■ WHAT IS REQUIRED ■
Wherever a line holds the word "this", copy that line out.

■ DATA SHOWN ■

────────────────

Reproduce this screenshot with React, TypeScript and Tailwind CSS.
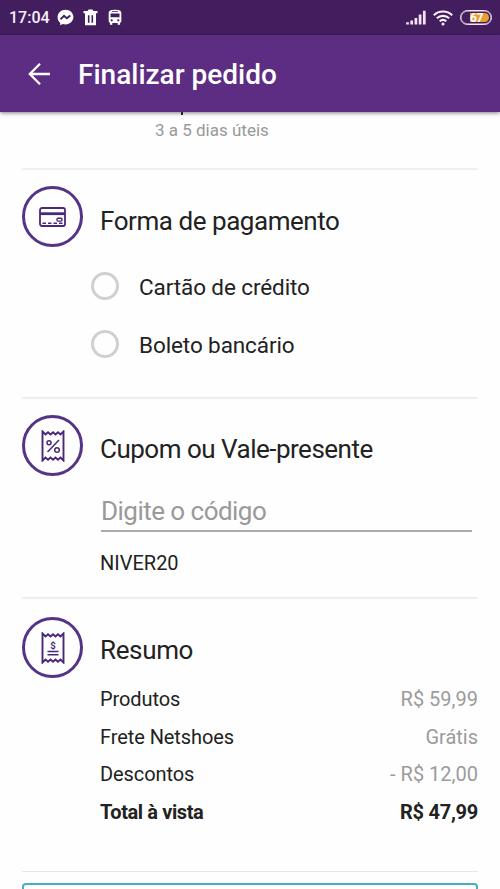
import type { ReactNode } from "react";

function StatusBar() {
  return (
    <div className="flex h-[35px] items-center bg-[#421e5e] pl-[9px] pr-2 text-[#fbeffc]">
      <span className="w-[40px] whitespace-nowrap text-[16px] font-medium leading-[34px]">17:04</span>
      <svg className="ml-[8px] h-[17px] w-[17px]" viewBox="0 0 17 17">
        <path d="M8.5.8C4 .8.6 4 .6 8.2c0 2.3 1 4.200 2.600 5.500v2.500l2.500-1.200c.9.3 1.800.4 2.800.4 4.500 0 7.900-3.200 7.900-7.300S13 .8 8.500.8z" fill="#fff" />
        <path d="M3.500 10.300 7 6.800l2.800 2.500 3.500-2.700" fill="none" stroke="#421e5e" strokeWidth="1.900" />
      </svg>
      <svg className="ml-[9px] h-[17px] w-[15px]" viewBox="0 0 15 17">
        <path d="M.5 2h4L5.500.6h4L10.500 2h4v2.300H.500zM2 4.300h11v11.900H2z" fill="#fff" />
        <path d="M5.700 6.200v7.500M9.300 6.200v7.500" stroke="#421e5e" strokeWidth="1.600" />
      </svg>
      <svg className="ml-[10px] h-[17px] w-[14px]" viewBox="0 0 14 17">
        <path d="M.7 4C.7 1.500 3.500.8 7 .8s6.300.7 6.300 3.200v8.700l-1.200 1v2H9.700v-1.700H4.300v1.700H1.900v-2l-1.200-1z" fill="#fff" />
        <path d="M2.500 4.500h9v3.800h-9zM4 2.300h6v.8H4z" fill="#421e5e" />
        <circle cx="3.700" cy="11.300" r="1.100" fill="#421e5e" />
        <circle cx="10.300" cy="11.300" r="1.100" fill="#421e5e" />
      </svg>
      <svg className="ml-auto h-[15px] w-[20px]" viewBox="0 0 20 15">
        <path d="M1.500 14.500v-2.300M5.700 14.500v-4M9.900 14.500V8M14.100 14.500V4.500M18.300 14.500V.8" stroke="#f6e3f7" strokeWidth="2.700" />
      </svg>
      <svg className="ml-[7px] h-[16px] w-[20px]" viewBox="0 0 20 16" fill="none" stroke="#fbeffc" strokeWidth="2.100">
        <path d="M.8 5.300c5-5 13.400-5 18.400 0M3.800 8.300c3.500-3.300 8.900-3.300 12.400 0M6.700 11.300c2-1.800 4.600-1.800 6.600 0" />
        <circle cx="10" cy="14" r="1.500" fill="#fbeffc" stroke="none" />
      </svg>
      <div className="ml-[7px] flex h-[15px] w-[32px] rounded-full border border-[#f6e3f7] p-px ring-[0.500px] ring-inset ring-[#f6e3f7]">
        <div className="my-px ml-[8px] mr-px flex flex-1 items-center rounded-r-full bg-[#e8a030]">
          <span className="text-[12px] font-bold leading-[10px] tracking-[-0.500px] text-white">67</span>
        </div>
      </div>
    </div>
  );
}

function Section({ icon, title, titleClass, className, children }: { icon: ReactNode; title: string; titleClass: string; className: string; children: ReactNode }) {
  return (
    <section className={`mx-[22px] border-t-2 border-[#efefef] ${className}`}>
      <div className="flex h-[61px] items-center">
        <div className="flex h-[61px] w-[61px] items-center justify-center rounded-full border-3 border-[#553386] text-[#4a2878]">
          {icon}
        </div>
        <h2 className={`ml-[17px] whitespace-nowrap text-[26px] leading-[30px] ${titleClass}`}>{title}</h2>
      </div>
      {children}
    </section>
  );
}

function CardIcon() {
  return (
    <svg className="h-[20px] w-[27px]" viewBox="0 0 27 20" fill="none" stroke="currentColor">
      <rect x="1" y="1" width="25" height="18" rx="2" strokeWidth="1.800" />
      <path d="M1 6.700h25" strokeWidth="2.800" />
      <rect x="18" y="11.300" width="5" height="2.800" rx="1" strokeWidth="1.400" />
      <path d="M3.500 16.300h20" strokeWidth="1.400" strokeDasharray="3.500 2" />
    </svg>
  );
}

function TicketIcon({ children }: { children: ReactNode }) {
  return (
    <svg className="h-[32px] w-[24px]" viewBox="0 0 24 32" fill="none" stroke="currentColor" strokeWidth="1.900">
      <path d="M1.500 1.500 4.500 4.500 7 2.200 9.500 4.500 12 2.200 14.500 4.500 17 2.200 19.500 4.500 22.500 1.500V30.500L19.500 27.500 17 29.800 14.500 27.500 12 29.800 9.500 27.500 7 29.800 4.500 27.500 1.500 30.500z" />
      {children}
    </svg>
  );
}

function Option({ label }: { label: string }) {
  return (
    <label className="flex h-[58px] items-center">
      <span className="h-[28px] w-[28px] rounded-full border-3 border-[#d0d0d0]" />
      <span className="ml-[20px] mt-px text-[22.500px] leading-[28px] tracking-[-0.100px]">{label}</span>
    </label>
  );
}

const rows = [
  ["Produtos", "R$ 59,99"],
  ["Frete Netshoes", "Grátis"],
  ["Descontos", "- R$ 12,00"],
];

export default function App() {
  return (
    <div className="h-[889px] w-[500px] overflow-hidden bg-[#fefefe] font-[Roboto,sans-serif] text-[#222]">
      <StatusBar />
      <header className="flex h-[77px] items-center bg-[#5c2d82] text-white shadow-[0_1px_4px_rgba(0,0,0,0.5)]">
        <svg className="ml-[28px] mt-px h-[22px] w-[22px]" viewBox="0 0 22 22" fill="none" stroke="currentColor" strokeWidth="2.300">
          <path d="M22 11H1.800M12 .800 1.800 11 12 21.200" />
        </svg>
        <h1 className="ml-[28px] mt-[2px] whitespace-nowrap text-[28px] font-medium leading-[34px]">Finalizar pedido</h1>
      </header>

      <div className="h-[56px] pl-[155px]">
        <div className="ml-[26px] h-[3px] w-[2px] bg-[#222]" />
        <p className="mt-[5px] text-[17px] leading-[20px] text-[#999]">3 a 5 dias úteis</p>
      </div>

      <Section className="h-[229px] pt-[16px]" title="Forma de pagamento" titleClass="mt-[8px] tracking-[-0.450px]" icon={<CardIcon />}>
        <div className="ml-[69px] mt-[10px]">
          <Option label="Cartão de crédito" />
          <Option label="Boleto bancário" />
        </div>
      </Section>

      <Section
        className="h-[200px] pt-[16px]"
        title="Cupom ou Vale-presente"
        titleClass="mt-[7px] tracking-[-0.500px]"
        icon={
          <TicketIcon>
            <path d="M18 10 6.500 22" strokeWidth="1.500" />
            <circle cx="8" cy="12.700" r="2" strokeWidth="1.500" />
            <circle cx="16" cy="20" r="2.300" strokeWidth="1.500" />
          </TicketIcon>
        }
      >
        <div className="ml-[79px] mr-[6px] mt-[17px] h-[39px] border-b-2 border-[#aaa] text-[26px] leading-[36px] tracking-[-0.530px] text-[#999]">
          Digite o código
        </div>
        <p className="ml-[78px] mt-[19px] text-[20px] leading-[24px]">NIVER20</p>
      </Section>

      <Section
        className="h-[274px] pt-[18px]"
        title="Resumo"
        titleClass="mt-[4px] tracking-[-0.350px]"
        icon={
          <TicketIcon>
            <text x="12" y="16.500" textAnchor="middle" fontSize="9.500" fill="currentColor" stroke="none" fontWeight="700">$</text>
            <path d="M6.500 19.500h11M6.500 22.700h11" strokeWidth="1.400" />
          </TicketIcon>
        }
      >
        <dl className="ml-[78px] mt-[3px] text-[20px] leading-[37.500px]">
          {rows.map(([label, value]) => (
            <div key={label} className="flex justify-between">
              <dt className="tracking-[-0.080px]">{label}</dt>
              <dd className="text-[#9b9b9b]">{value}</dd>
            </div>
          ))}
          <div className="flex justify-between font-bold">
            <dt className="tracking-[-0.400px]">Total à vista</dt>
            <dd className="tracking-[-0.250px]">R$ 47,99</dd>
          </div>
        </dl>
      </Section>

      <div className="mx-[22px] h-[18px] border-t border-[#e6e6e6] pt-[11px]">
        <div className="h-[50px] rounded-[4px] border-2 border-[#45afc0]" />
      </div>
    </div>
  );
}
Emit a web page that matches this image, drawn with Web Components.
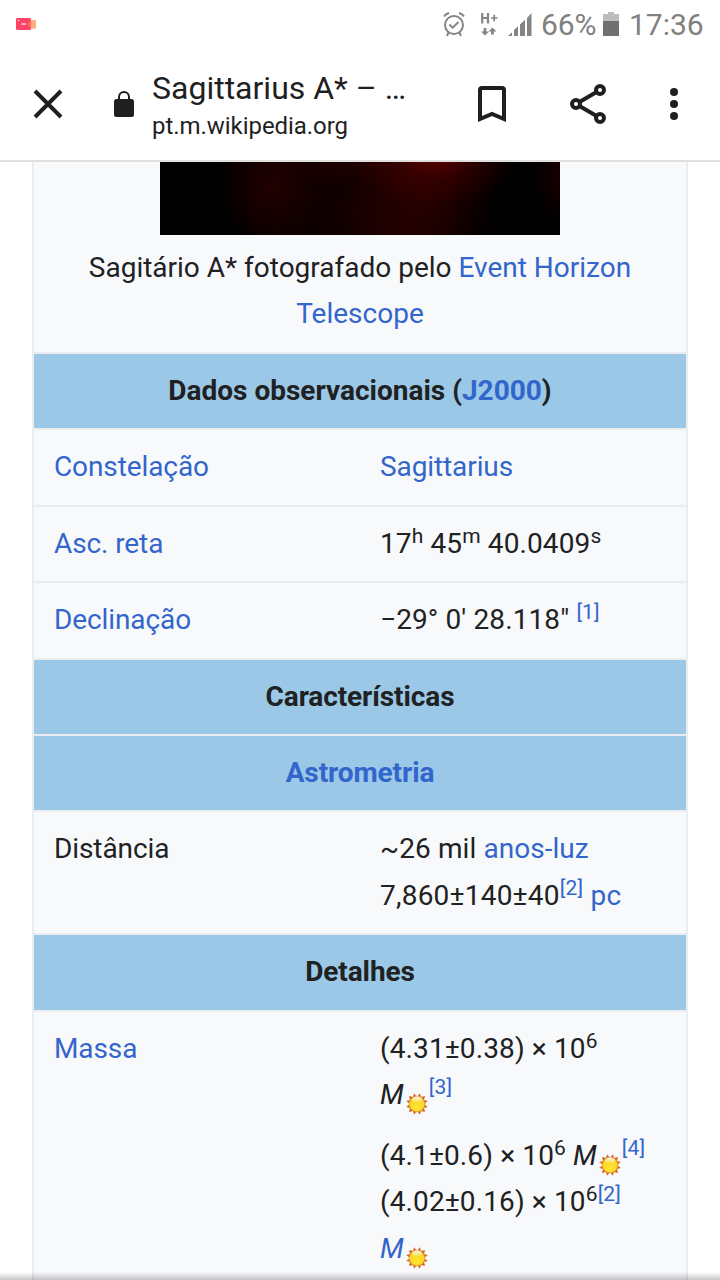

────────────────

■ FINAL ANSWER ■
Reproduce this screenshot with React, TypeScript and Tailwind CSS.
Emit a web page that matches this image, drawn with Web Components.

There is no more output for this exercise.